Weil man - im Ärger über die einem vorgespielte Farce der gefühlten Kumpanei da gleich das Kind mit dem Bade ausschüttet. Und ich könnte da niemandem einen wirklichen Vorwurf machen.

...gefährdet die Demokratie.

Das alles führt dazu, dass sich die meisten nicht einmal mehr in Pimperlbereichen wie etwa Pop oder Fußball trauen, das, was sie interessiert, zu veröffentlichen; Sondern sich damit begnügen, es halt der Peer-Group zu erzählen - wie man's eben gewohnt ist, von den schlechten Vorbildern. Daneben liefert man Alibi-Arbeit ab - die zunehmend und zurecht immer weniger Menschen interessiert, weil sie schlicht und einfach zu wenig interessant ist.
Die Konsumenten, die User, die Leser und Hörer sind nämlich zurecht an mehr interessiert ist, als an gedrosselten und biederen PC-Oberflächlichkeiten. Und sie spüren die Fadesse, die in den meisten Veröffentlichungen drinsteckt.

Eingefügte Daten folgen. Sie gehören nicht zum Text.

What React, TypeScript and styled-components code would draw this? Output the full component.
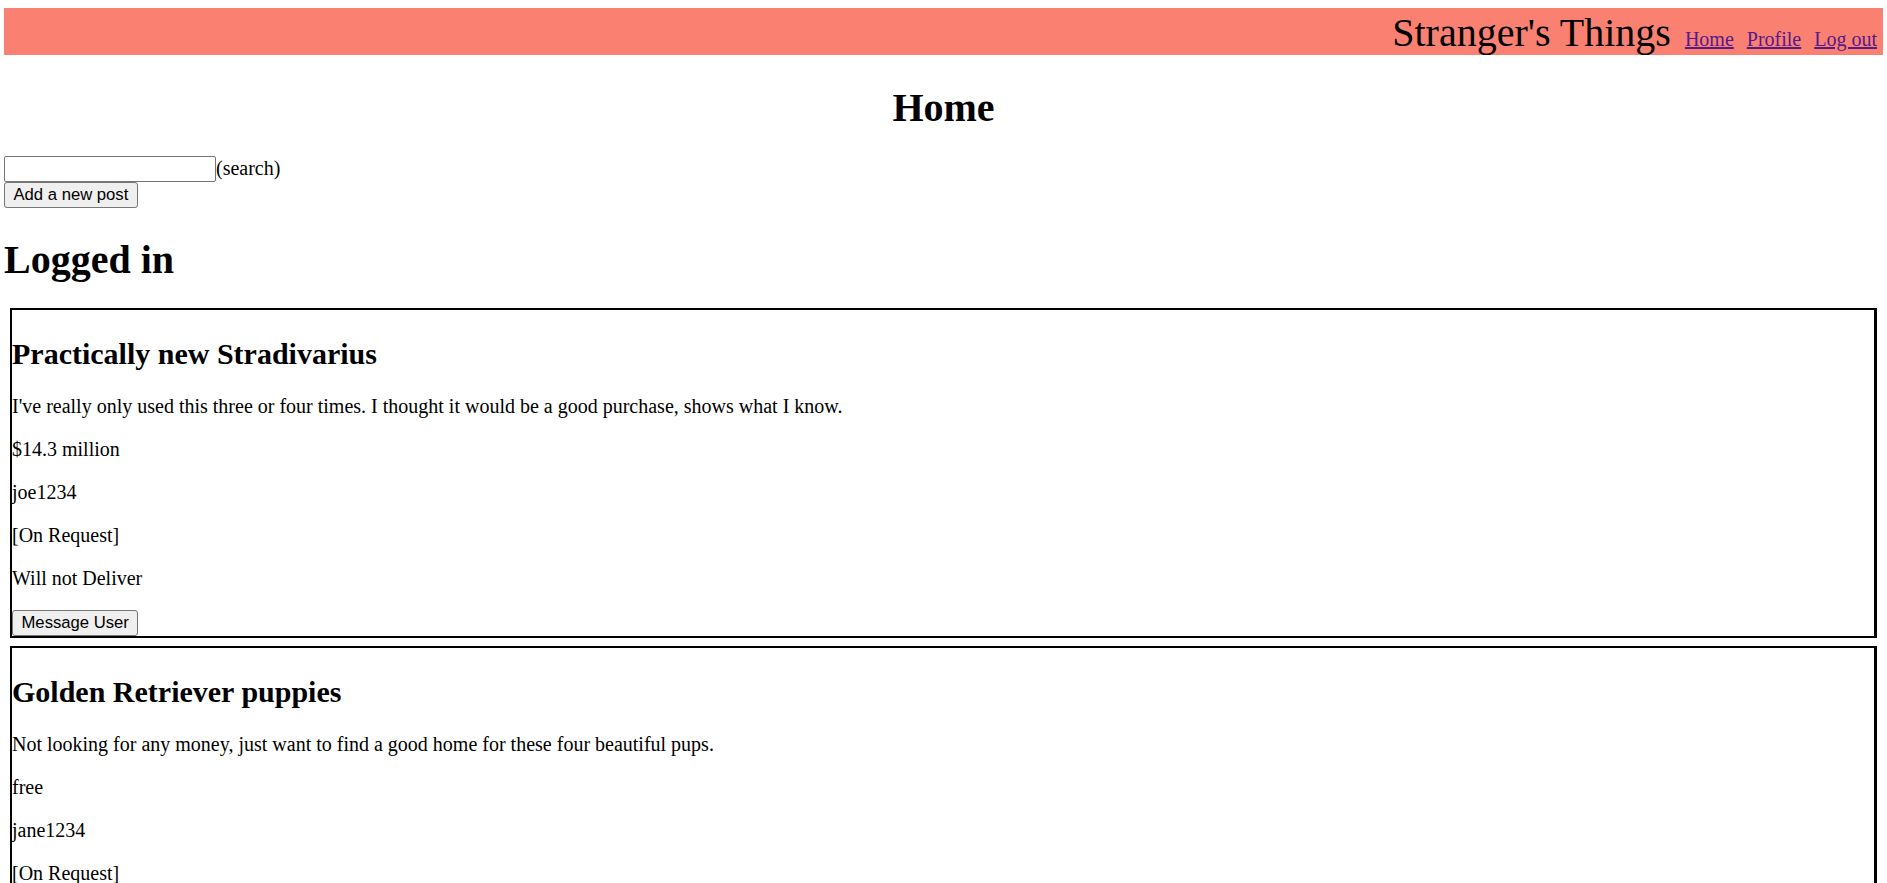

Mit der Verve, mit der das Herrschaftswissen zirkelhaft beredet wird, wären sie im übrigen durchaus zu fesseln.

Um die aktuelle Grasser-Geschichte da als Beispiel herzunehmen: genauso wichtig wie die Aufdeckergeschichten wäre es die Lobby-Bruchlinien in den Medien aufzuzeigen, so wie das hier prototypisch vorgeführt wird.

Ja, die meisten Menschen (auch die Elite selber, wenn sie einen ehrlichen Moment hat, wird sie es eingestehen...) sind in erster Linie an Gala-Dreck und Aufreger-Müll interessiert - einer halbwegs ehrlichen und vom Dünkel des Herrschaftswissens befreite öffentliche Auseinandersetzung mit den Dingen des Lebens kann und will sich (sobald sie spannend formuliert sind) aber niemand entziehen.

Das ist, sage ich jetzt hier einfach ungeschützt und ungestützt, die primäre Aufgabe des heimischen Journalismus anno 2009 - und nicht die allzu sehr hinter falschen Vorsichten und Rücksichten versteckte Laviererei des Status Quo.

Und, nein, das kann nicht durch Verordnung von oben passieren, mittels Aufforderung durch die Chefredakteure (oder deren Brüder); auch nicht durch das Genörgel der elder Stateswomen oder anderer, die es bislang selber nicht auf die Reihe gekriegt haben. Das kann nur die neue Medien-Generation selber richten. Und zwar ganz ohne dauerndes Getrieze von Stänkerern wie mir.